In CUDA I used the functions cudaMemcpy2D, cudaMemset2D and cudaMallocPitch to have data aligned, and it signifcantly improved performance on 8800GT, less on Fermi (because of cache ?).
My problem is that I cannot find any similar functions in OpenCL.
Would you have any idea of how I can do the same thing ?
I would bet(hope) that when you allocate a buffer or an image in OpenCL that the driver will align the buffer to the best possible boundry. Internal to buffers you are free to align data how you want, so just allocate a larger buffer and add some bytes to the end of each row etc?
Have you measured any significant difference due to transfering the padding as well?
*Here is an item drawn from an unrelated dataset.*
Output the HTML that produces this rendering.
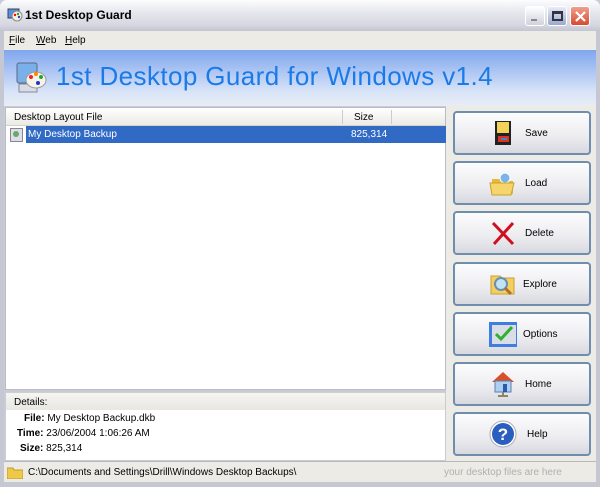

Shouldnt the padding be relativly small and so just issuing one large memcpy, instead of lots of smaller ones, be more efficient?
(maybe GPUs have something smart for handling this case, since it is perhaps quite common for images and vertex data, but I would be a little bit surprised).
[Actually looking at the above posts, the amount of padding seems very largein the example. Is it possible to use less padding and still get good performance?]
If NVIDIA had released their OpenCL 1.1 conformant drivers publically, I’d tell you to take a look at the clEnqueue*BufferRect() set of commands, which addresses the issue of pitched array regions (which is what you want from what I understood from your posts). However, this wont work with the latest released public drivers, as they are OpenCL 1.0, and not 1.1.